Bak Kut Teh Recipe (for 96 pax)
Going to take the ‘fresh’ approach instead of the ‘Mr Tean’s bakuteh mix bag’ method of this dish. So it’s off to Chinatown to the Herbal centre! Of course I had to bring my translator aka Mum because I don’t speak Chinese and the Chinese pharmacist(?) will have no idea what I want if I give him the scientific names for the herbs I need…
But first let’s start with the not-so-complicated ingredients:
15kg pork ribs
15kg pork hock, cut into osso bucco portions
40 whole bulbs of garlic
30L water
The following are to adjust the salt balance:
approx. 500mL of light Japanese soy
approx. 4tbs of brown sugar
And then there’s the herbs and spices:
1kg Chinese Angelica
500g Chinese ginseng
1kg Polygonatum Odoratum (it’s a flower, dried out)
500g licorice root (Tonifying the heart and spleen, moistening the lung to arrest cough, purging fire to remove toxins, relieving spasm to alleviate pain, and moderating other herbs.)
1kg wolfberries
800g Rhizoma Ligustici (part of ginger family, great against cold + flu)
10 whole star anise
2pc Radix Rahmaniae (great for cleansing liver/kidneys; cooling effect – not in most pre-made packs but essential for the nice colour)
5 sticks of cassia bark
1kg white pepper
200g black pepper
500g Radix Codomopsitis (not pictured)
Method:
Wrap all the herbs in a bouquet garni and chuck it in with the garlic and 30L water; bring to boil, simmer for 2 hours with a lid on (or else everything will evapourate). In a separate large pot, blanch the portioned ribs until all the blood scum surfaces, and skim all that crap on top off.
Take all the herbs and garlic out, season the stock with the soy and sugar (be very careful with the sugar! Make sure it is completely dissolved into the tea before you add more; gets real sweet real quick), then add in the osso bucco. After 30 mins, add in the ribs. 40mins later it is ready – check seasoning (no more sugar, only soy: the pork bones should have released quite a lot of natural sweetness).
Serve with fried bread, garlic butter rice and garnished with fried eschallot/garlic. Have some real good quality jasmine tea with it to clean the palate (and the system).
If you serve this dish Neil-Perry style (freshest local ingredients you can get), Australian-sourced Bak Kut Teh has a fresh and unique flavour of its own. Next time you have 100 people over for dinner try this recipe!


Hi Lex, Thansk for showing us where to find all these herbs in Sydney. One question, are they expensive? How much do they cost in total?
Good to know when I host that dinner party for 100
Great recipe. Will be quite curious to see if this scales well to smaller portions.
Hey Ellie, the herbs are pricier than the ones you buy at the usual chinese grocer, but also fresher!
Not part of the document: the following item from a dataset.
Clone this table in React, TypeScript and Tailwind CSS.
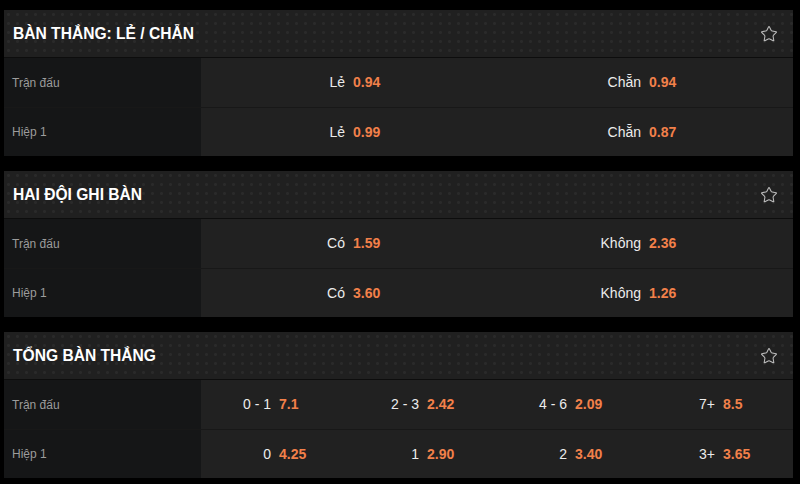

Even the cinnamon smelt so strong and earthy – I spend about 180 for all the above herbs? Paying for quality!
If you’re trying smaller portions; go easy on the herbs – just make sure your pork bone to water ratio is 1:1, you can’t go wrong. And be liberal on the Polygonatum Odoratum; it’s not a strong herb and it really balances out the meatiness of the pork
I don’t even have 96 friends. Or named co-workers.
Where’d you learn this recipe from? Obviously not the mixed bag hawker store method…
the ‘mad scientist method’ lol – trial and error
I seriously never knew the herbs that went into bak kuh teh before I saw you make it, it was always packet mix before that! But totally worth making it from scratch in my opinion
i would totally make this and eat it 3 meals a day for like a month.
I don’t think I’ve had this before; sounds interesting and a good cleanser for your body. It makes me think of the potent Chinese herbal soup my dad would boil up for himself; which would stink up the house! And recipe for 100? Crazy!
This is what the Chinese Olympics gold medalist 110 m hurdle drinks before his race. I am not sure of the taste of this unique BKT recipe. I had made the two basic types. Pau sum or ginseng couldn’t have made it into the coolie’s brew. But, your play with metric is sure unique and well-thought out to be practical. Some mad scientist, this one. Concoction prepared in the lab?